Gathering customer feedback
Feedback data is essential for usage analytics, but it is listed as a separate step because of the intricacies of gathering genuine feedback. Product managers can use multiple tools and data avenues to gather input, but the traditional survey method and tracking issue redressals are two main methods. With tools like Roadmap Portal and Screenjar, collecting feedback becomes smooth and helps teams better understand issues. Product marketing team members can help craft compelling messages that urge customers to provide feedback. NPS vs CSAT surveys are both valuable tools for collecting customer feedback. Leverage them to understand friction points and winning experiences.
Analyzing product usage
By understanding how customers use the product, product managers can identify different ways in which it can be made better. Once the product is in use, managers shift their focus to determining its effectiveness through business analytics. Data is tracked continuously, and results are compared with the values in the product roadmap to identify if it meets the vision and if any customer expectations are not being met. These changes are then fed through the discovery phase, and the product life cycle continues.

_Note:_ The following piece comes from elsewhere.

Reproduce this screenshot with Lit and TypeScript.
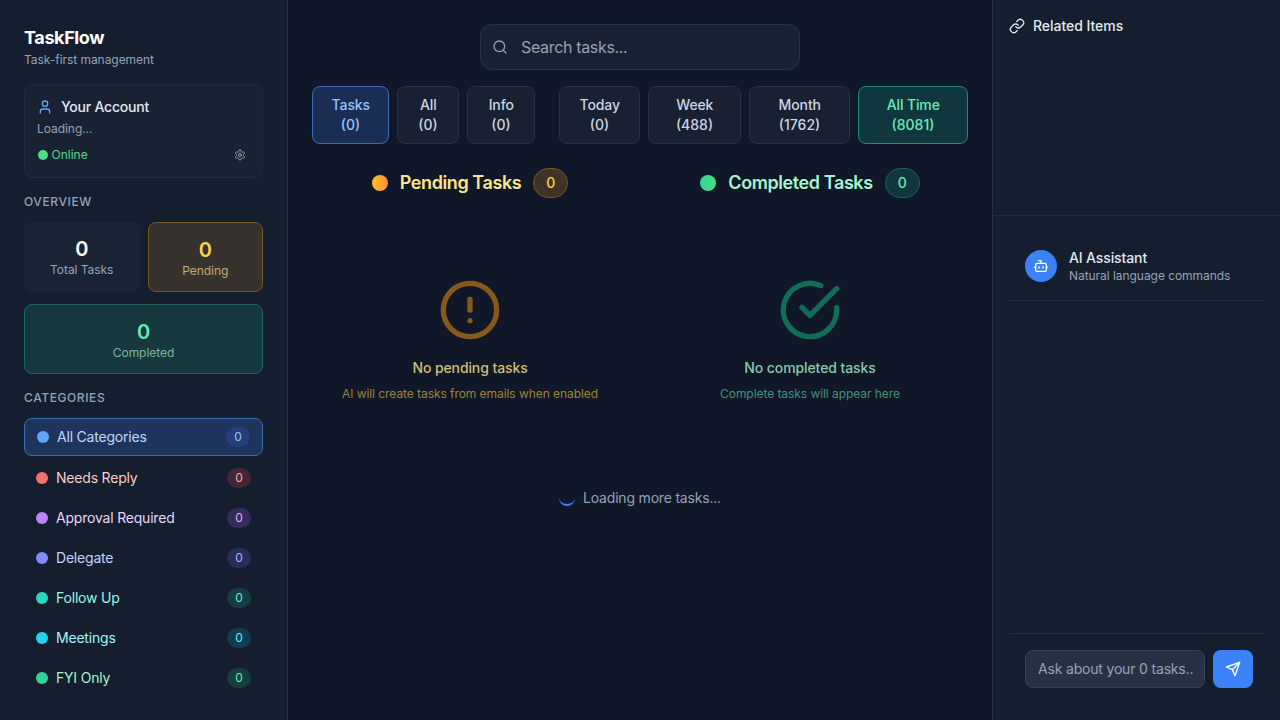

Product management has been and will be an integral part of the development process—just because the duties of a product manager were distributed among multiple teams before doesn’t mean it shouldn’t exist now. A competent product manager can improve the synergy of the teams they work with and inspire the group to create something great. It starts with an idea (or a bunch of them) and then brings them to life because their existence is necessary to solve a particular issue. Creating or enhancing a solution requires careful planning, and product lifecycle management provides an abstract framework to achieve it.